# Mva dx?



## MsMaddy (Sep 1, 2009)

Can MVA Dx ever be used as secondary, One of my Doctor want the MVA dx on one of our pt to be number 4 instead of number 1 as pirmary. I just want to know if this is Ok to do. 

Thanks in advance

MsMaddy


----------



## whaleheadking (Sep 1, 2009)

Do you mean an E- code?  That is always supplmentary.


----------



## MsMaddy (Sep 1, 2009)

No, Diagnosis code V71.4.

THANKS AGAING


----------



## mitchellde (Sep 1, 2009)

V71 dx codes are first-listed only, and used only for patients where there is is no injury found, these are"observation and evailuation for suspected conditions *not found*.


----------



## MsMaddy (Sep 2, 2009)

mitchellde said:


> V71 dx codes are first-listed only, and used only for patients where there is is no injury found, these are"observation and evailuation for suspected conditions *not found*.

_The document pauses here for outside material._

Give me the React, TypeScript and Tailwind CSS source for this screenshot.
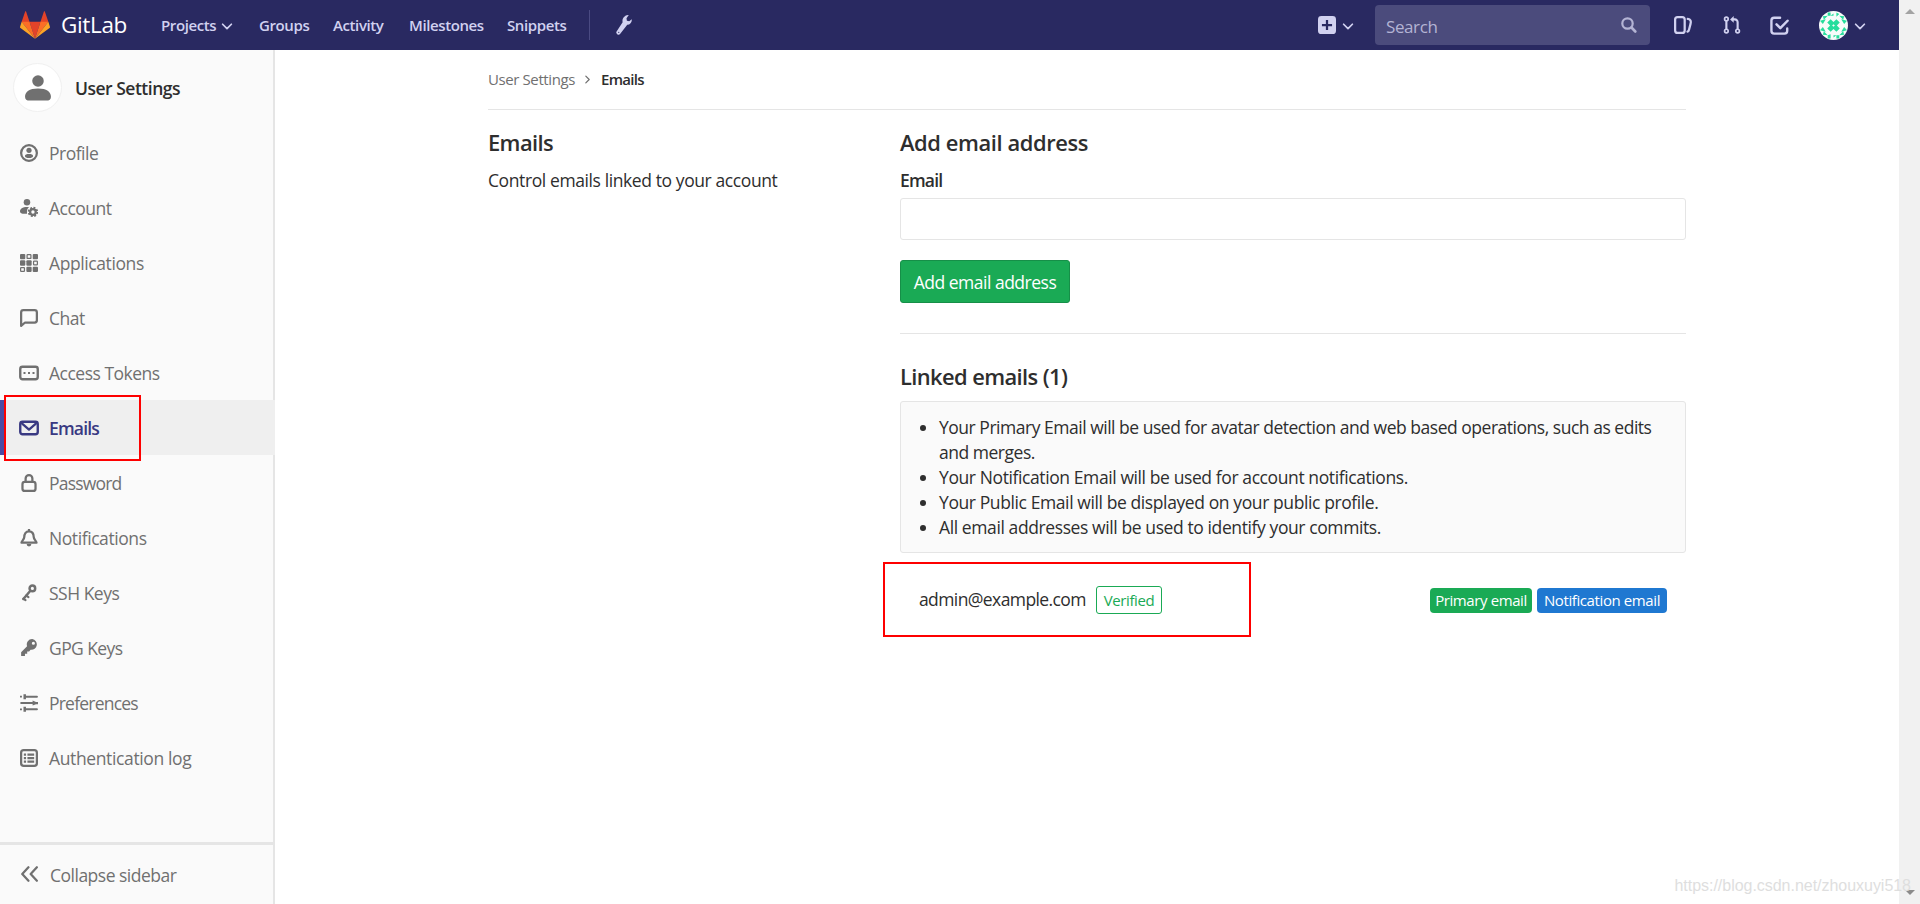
import React from "react";

type IconProps = { className?: string; children?: React.ReactNode };

const Icon = ({ className = "size-[18px]", children }: IconProps) => (
  <svg viewBox="0 0 16 16" fill="currentColor" fillRule="evenodd" className={`shrink-0 ${className}`}>
    {children}
  </svg>
);

const Line = ({ d, w = 2 }: { d: string; w?: number }) => (
  <path d={d} fill="none" stroke="currentColor" strokeWidth={w} strokeLinecap="round" strokeLinejoin="round" />
);

const Chevron = ({ className }: IconProps) => (
  <Icon className={className}>
    <Line d="M3 6 8 11 13 6" />
  </Icon>
);

const navItems = [
  {
    label: "Profile",
    icon: (
      <>
        <circle cx="8" cy="8" r="7" fill="none" stroke="currentColor" strokeWidth="2" />
        <circle cx="8" cy="5.6" r="2.3" />
        <path d="M4.4 10.6C4.4 9.3 5.9 8.9 8 8.9s3.6.4 3.6 1.7-1.5 1.8-3.6 1.8-3.6-.5-3.6-1.8z" />
      </>
    ),
  },
  {
    label: "Account",
    icon: (
      <>
        <circle cx="6.2" cy="2.9" r="2.9" />
        <path d="M6.5 7C2 7 0 8.8 0 11c0 1.6 1.5 2 4 2h2.3c-.3-2.3-.1-4.3 1.7-6z" />
        <circle cx="11.5" cy="11.5" r="2.5" fill="none" stroke="currentColor" strokeWidth="2" />
        <circle cx="11.5" cy="11.5" r="3.8" fill="none" stroke="currentColor" strokeWidth="1.6" strokeDasharray="1.7 1.284" />
      </>
    ),
  },
  {
    label: "Applications",
    tracking: "tracking-[-0.4px]",
    icon: (
      <>
        <g>
          <rect x="0" y="0" width="4.7" height="4.7" rx=".9" />
          <rect x="11.3" y="0" width="4.7" height="4.7" rx=".9" />
          <rect x="0" y="5.65" width="4.7" height="4.7" rx=".9" />
          <rect x="5.65" y="5.65" width="4.7" height="4.7" rx=".9" />
          <rect x="5.65" y="11.3" width="4.7" height="4.7" rx=".9" />
          <rect x="11.3" y="11.3" width="4.7" height="4.7" rx=".9" />
        </g>
        <g fill="none" stroke="currentColor" strokeWidth="1.1">
          <rect x="6.3" y=".55" width="3.4" height="3.4" rx=".5" />
          <rect x="12.05" y="6.3" width="3.4" height="3.4" rx=".5" />
          <rect x=".55" y="12.05" width="3.4" height="3.4" rx=".5" />
        </g>
      </>
    ),
  },
  { label: "Chat", icon: <Line d="M1 3a2 2 0 0 1 2-2h10a2 2 0 0 1 2 2v7a2 2 0 0 1-2 2H4.5L1 15z" /> },
  {
    label: "Access Tokens",
    wide: true,
    icon: (
      <>
        <rect x="1" y="3" width="14" height="10" rx="1.8" fill="none" stroke="currentColor" strokeWidth="1.9" />
        <path d="M3.6 7.2h1.6v1.6H3.6zM7.2 7.2h1.6v1.6H7.2zM10.8 7.2h1.6v1.6h-1.6z" />
      </>
    ),
  },
  {
    label: "Emails",
    wide: true,
    active: true,
    tracking: "tracking-[-0.8px]",
    icon: (
      <>
        <rect x="1" y="3" width="14" height="10" rx="1.8" fill="none" stroke="currentColor" strokeWidth="1.9" />
        <Line d="M2.5 4.5 8 9.3l5.5-4.8" w={1.8} />
      </>
    ),
  },
  {
    label: "Password",
    tracking: "tracking-[-0.8px]",
    icon: (
      <>
        <rect x="2.2" y="7" width="11.6" height="8" rx="2" fill="none" stroke="currentColor" strokeWidth="2" />
        <Line d="M5 7V4a3 3 0 0 1 6 0v3" />
      </>
    ),
  },
  {
    label: "Notifications",
    tracking: "tracking-[-0.42px]",
    icon: (
      <>
        <Line d="M8 2C5 2 3.8 4.5 3.8 7.2 3.8 9.5 1.3 10.5 1.3 12.2h13.4c0-1.7-2.5-2.7-2.5-5C12.2 4.5 11 2 8 2z" />
        <path d="M7 0h2v2H7zM5.9 13.4h4.2a2.1 2.1 0 0 1-4.2 0z" />
      </>
    ),
  },
  {
    label: "SSH Keys",
    icon: (
      <>
        <circle cx="11" cy="3.9" r="2.5" fill="none" stroke="currentColor" strokeWidth="2.2" />
        <Line d="M9.2 6 3 13.3" w={2.2} />
        <Line d="m3 13 1.9 1.4M5.6 10.2l1.9 1.5" w={1.9} />
      </>
    ),
  },
  {
    label: "GPG Keys",
    tracking: "tracking-[-0.58px]",
    icon: (
      <path d="M10.9 0a4.8 4.8 0 0 0-4.6 6.4L1 11.8V15h3.4v-2h2v-2h1.7l1.3-1.5A4.8 4.8 0 1 0 10.9 0zm1 5.2a1.4 1.4 0 1 1 0-2.8 1.4 1.4 0 0 1 0 2.8z" />
    ),
  },
  {
    label: "Preferences",
    tracking: "tracking-[-0.78px]",
    icon: (
      <>
        <Line d="M5 2.4h10M1.1 8h10M5 13.6h10" w={1.9} />
        <path d="M3.1.2h2.2v4.4H3.1zM11.2 5.8l3 1.2H16v2h-1.8l-3 1.2zM3.1 11.4h2.2v4.4H3.1zM0 1.6h1.7v1.6H0zM0 12.8h1.7v1.6H0z" />
      </>
    ),
  },
  {
    label: "Authentication log",
    tracking: "tracking-[-0.37px]",
    icon: (
      <>
        <rect x="1" y="1" width="14" height="14" rx="2.3" fill="none" stroke="currentColor" strokeWidth="2" />
        <path d="M3.4 4h2v2h-2zM3.4 7.1h2v2h-2zM3.4 10.2h2v2h-2zM6.6 4h6v2h-6zM6.6 7.1h6v2h-6zM6.6 10.2h6v2h-6z" />
      </>
    ),
  },
];

const Logo = () => (
  <svg viewBox="0 0 36 36" className="size-[30px] shrink-0">
    <path fill="#e24329" d="m2 14 9.4 9v-9l-4-12c-.2-.6-1.1-.6-1.3 0z" />
    <path fill="#e24329" d="m34 14-9.4 9v-9l4-12c.2-.6 1.1-.6 1.3 0z" />
    <path fill="#e24329" d="M18 34.4 11.4 14h13.2z" />
    <path fill="#fc6d26" d="M18 34.4 11.4 14H2zM18 34.4 24.6 14H34z" />
    <path fill="#fca326" d="M2 14 .1 20.2c-.2.5 0 1.2.5 1.5L18 34.4zM34 14l1.9 6.2c.2.5 0 1.2-.5 1.5L18 34.4z" />
  </svg>
);

const Identicon = () => (
  <svg viewBox="0 0 30 30" className="size-[29px] shrink-0 rounded-full bg-[#f8fbfa]">
    <g fill="#26dd9c">
      <path d="m12 8.500 3 3 3-3 3.500 3.500-3 3 3 3-3.500 3.500-3-3-3 3L8.500 18l3-3-3-3z" />
      <path d="M9 1.500h3V5H9zM18 1.500l3 1.500-3 3zM12 5l3-2.500V5zM9 25l3-1v4.500H9zM18 25h3v3.500h-3zM15 25h3l-3 2.500z" />
      <path d="M4 5.500 9 5 5 9zM26 5.500 21 5l4 4zM4 24.500l5 .5-4-4zM26 24.500l-5 .5 4-4zM1 10l6-1.500-3 5zM29 10l-6-1.500 3 5zM1 20l6 1.500-3-5zM29 20l-6 1.500 3-5z" />
    </g>
    <path fill="#f8fbfa" d="m15 13.600 1.400 1.400-1.400 1.400-1.400-1.400z" />
  </svg>
);

const Header = () => (
  <header className="flex h-[50px] shrink-0 items-center bg-[#292961] pl-5 font-semibold text-[#d1d1f0]">
    <Logo />
    <span className="ml-[11px] w-[100px] text-[22.500px] font-normal tracking-[-0.35px] text-white">GitLab</span>
    <nav className="flex items-center whitespace-nowrap text-[15px] tracking-[-0.4px]">
      <a className="w-[55px]">Projects</a>
      <Chevron className="mt-[2px] mr-[25px] ml-[4px] size-[14px]" />
      <a className="w-[74px]">Groups</a>
      <a className="w-[76px]">Activity</a>
      <a className="w-[98px]">Milestones</a>
      <a className="w-[82px]">Snippets</a>
    </nav>
    <div className="h-[30px] w-px bg-[#4a4a82]" />
    <Icon className="ml-[23px] size-[20px]">
      <path d="M12.6 0 10.8 2.6l.3 1.9 1.9.5L15 3.3c.3 2.4-1.2 4.3-3.6 4.5L5.8 15a1.7 1.7 0 0 1-2.8-2l4.7-7.3C7 2.9 9.5-.2 12.6 0zM4.6 13.300a.5.5 0 1 0 0 1 .5.5 0 0 0 0-1z" />
    </Icon>
    <div className="ml-auto flex items-center">
      <Icon>
        <path d="M3 0h10a3 3 0 0 1 3 3v10a3 3 0 0 1-3 3H3a3 3 0 0 1-3-3V3a3 3 0 0 1 3-3zm4 3.5V7H3.5v2H7v3.5h2V9h3.5V7H9V3.5z" />
      </Icon>
      <Chevron className="mt-[2px] ml-[5px] size-[14px]" />
      <div className="ml-[20px] flex h-[40px] w-[275px] items-center justify-between rounded-[4px] bg-[#4b4b7c] pr-[13px] pl-[11px] text-[17px] font-normal text-[#b4b4d4]">
        <span className="mt-[3px] tracking-[-0.4px]">Search</span>
        <Icon className="size-[16px]">
          <circle cx="6.5" cy="6.5" r="5.2" fill="none" stroke="currentColor" strokeWidth="2.2" />
          <Line d="m10.500 10.500 3.800 4" w={2.6} />
        </Icon>
      </div>
      <Icon className="ml-[24px] size-[18px]">
        <rect x="1" y="1" width="8.5" height="14" rx="2.2" fill="none" stroke="currentColor" strokeWidth="2" />
        <Line d="M12.200 2.600c2.600.4 3.100 1.700 2.500 4.400l-1.300 5c-.2.9-.6 1.600-1.400 1.900" w={2} />
      </Icon>
      <Icon className="ml-[31px] size-[18px]">
        <g fill="none" stroke="currentColor" strokeWidth="1.5">
          <circle cx="3" cy="2.6" r="1.6" />
          <circle cx="3" cy="13.4" r="1.6" />
          <circle cx="13" cy="13.4" r="1.6" />
          <path d="M3 4.2v7.6M13 11.8V5.500a2.500 2.500 0 0 0-2.500-2.500H8.500" strokeWidth="1.9" />
        </g>
        <path d="M9.500 0v6L6.300 3z" />
      </Icon>
      <Icon className="ml-[29px] size-[19px]">
        <Line d="M8.500 1.500H3.500A2.300 2.300 0 0 0 1.200 3.800v8.700a2.300 2.300 0 0 0 2.300 2.300h8.700a2.300 2.300 0 0 0 2.300-2.300V10.500" w={2} />
        <Line d="m5.500 7 3.200 3.200L14.800 4" w={2.1} />
      </Icon>
      <div className="ml-[30px]">
        <Identicon />
      </div>
      <Chevron className="mt-[2px] mr-[32px] ml-[5px] size-[14px]" />
    </div>
  </header>
);

const Sidebar = () => (
  <aside className="relative flex w-[275px] shrink-0 flex-col border-r-2 border-[#e5e5e5] bg-[#fafafa] text-[#707070]">
    <div className="mt-[13px] mb-[13px] flex items-center pl-[13px]">
      <div className="flex size-[49px] items-center justify-center rounded-full border border-[#f0f0f0] bg-white">
        <Icon className="size-[28px]">
          <ellipse cx="8" cy="4" rx="3.3" ry="3.3" />
          <path d="M8 8.3c-5 0-7.4 2-7.4 4.7 0 1.7.9 2.2 2.7 2.2h9.4c1.8 0 2.7-.5 2.7-2.2 0-2.7-2.4-4.7-7.400-4.700z" />
        </Icon>
      </div>
      <span className="mt-[2px] ml-[13px] text-[17.500px] font-semibold tracking-[-0.5px] text-[#2e2e2e]">User Settings</span>
    </div>
    <ul>
      {navItems.map((item) => (
        <li
          key={item.label}
          className={
            item.active
              ? "-mr-[2px] flex h-[55px] items-center border-l-4 border-[#4b4ba3] bg-[#efefef] pl-[15px] font-semibold text-[#393982]"
              : "flex h-[55px] items-center pl-[19px]"
          }
        >
          <span className="flex w-5 justify-center">
            <Icon className={item.wide ? "size-[20px]" : "size-[18px]"}>{item.icon}</Icon>
          </span>
          <span className={`mt-[1px] ml-[10px] text-[17.500px] ${item.tracking ?? "tracking-[-0.5px]"}`}>{item.label}</span>
        </li>
      ))}
    </ul>
    <div className="mt-auto flex h-[62px] items-start border-t-[3px] border-[#e5e5e5] pl-[20px]">
      <Icon className="mt-[20px] size-[18px]">
        <Line d="M7.500 2 2 8l5.500 6M15 2 9.500 8l5.500 6" />
      </Icon>
      <span className="mt-[18px] ml-[12px] text-[17.500px] leading-6 tracking-[-0.5px]">Collapse sidebar</span>
    </div>
    {/* marker around the active entry */}
    <div className="absolute top-[345px] left-[4px] h-[66px] w-[137px] border-2 border-[#fe0000]" />
  </aside>
);

const notes = [
  "Your Primary Email will be used for avatar detection and web based operations, such as edits and merges.",
  "Your Notification Email will be used for account notifications.",
  "Your Public Email will be displayed on your public profile.",
  "All email addresses will be used to identify your commits.",
];

const Content = () => (
  <main className="flex-1 text-[17.500px] leading-[25px] tracking-[-0.4px] text-[#2e2e2e]">
    <div className="ml-[213px] w-[1198px]">
      <div className="flex h-[60px] items-center border-b border-[#e5e5e5] text-[15px]">
        <span className="text-[#707070]">User Settings</span>
        <Icon className="mx-[8px] size-[9px] text-[#707070]">
          <Line d="m5 2 6 6-6 6" w={2.2} />
        </Icon>
        <span className="ml-px font-semibold tracking-[-0.7px]">Emails</span>
      </div>
      <div className="flex">
        <section className="w-[412px] pt-5">
          <h4 className="text-[21.900px] font-semibold tracking-[-0.6px]">Emails</h4>
          <p className="mt-[13px]">Control emails linked to your account</p>
        </section>
        <section className="w-[786px] pt-5">
          <h4 className="text-[21.900px] font-semibold">Add email address</h4>
          <label className="mt-[13px] block font-semibold tracking-[-0.8px]">Email</label>
          <input className="mt-[5px] block h-[42px] w-full rounded-[3px] border border-[#e5e5e5] bg-white px-3" type="text" />
          <button className="mt-[20px] h-[43px] w-[170px] rounded-[3px] border border-[#168f48] bg-[#1aaa55] pt-[2px] tracking-[-0.5px] text-white">
            Add email address
          </button>
          <hr className="mt-[30px] border-[#e5e5e5]" />
          <h4 className="mt-[30px] text-[21.900px] font-semibold tracking-[-0.6px]">Linked emails (1)</h4>
          <div className="mt-[12px] rounded-[3px] border border-[#e5e5e5] bg-[#fafafa] pt-[13px] pr-[15px] pb-[12px] pl-[38px]">
            <ul className="list-disc">
              {notes.map((note) => (
                <li key={note} className="first:tracking-[-0.48px]">
                  {note}
                </li>
              ))}
            </ul>
          </div>
          <div className="relative mt-[9px] flex h-[75px] items-center px-[19px]">
            <div className="absolute top-0 -left-[17px] h-[75px] w-[368px] border-2 border-[#fe0000]" />
            <span className="w-[177px] tracking-[-0.6px]">admin@example.com</span>
            <span className="flex h-[28px] w-[66px] items-center justify-center rounded-[3px] border border-[#1aaa55] pt-px text-[15px] text-[#1aaa55]">
              Verified
            </span>
            <div className="mt-px ml-auto flex gap-[5px] text-[15px] text-white">
              <span className="flex h-[25px] w-[102px] items-center justify-center rounded-[4px] bg-[#1aaa55]">Primary email</span>
              <span className="flex h-[25px] w-[130px] items-center justify-center rounded-[4px] bg-[#1f78d1]">Notification email</span>
            </div>
          </div>
        </section>
      </div>
    </div>
  </main>
);

const App = () => (
  <div className="relative flex h-[904px] w-[1920px] overflow-hidden bg-white font-['Open_Sans','Noto_Sans',sans-serif]">
    <div className="flex flex-1 flex-col">
      <Header />
      <div className="flex flex-1">
        <Sidebar />
        <Content />
      </div>
    </div>
    <div className="flex w-[21px] flex-col items-center justify-between bg-[#f1f1f1] py-[9px]">
      <div className="border-x-[5px] border-b-[5px] border-x-transparent border-b-[#a3a3a3]" />
      <div className="border-x-[5px] border-t-[5px] border-x-transparent border-t-[#8b8b8b]" />
    </div>
    <div className="absolute right-[9px] bottom-[6px] font-['Liberation_Sans',sans-serif] text-[16px] tracking-[-0.03px] text-[#dedede]">
      https://blog.csdn.net/zhouxuyi518
    </div>
  </div>
);

export default App;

SO your saying they have to be primary code? If the doctor does find injury so do we still use V71.4 As primary and injury as secondary and use E code also? 

Thanks 

MsMaddy


----------



## mitchellde (Sep 2, 2009)

If symptoms are found or definitive dx of injury then it negates the use of the V71 code.  You would use the injury code plus the E-code only.


----------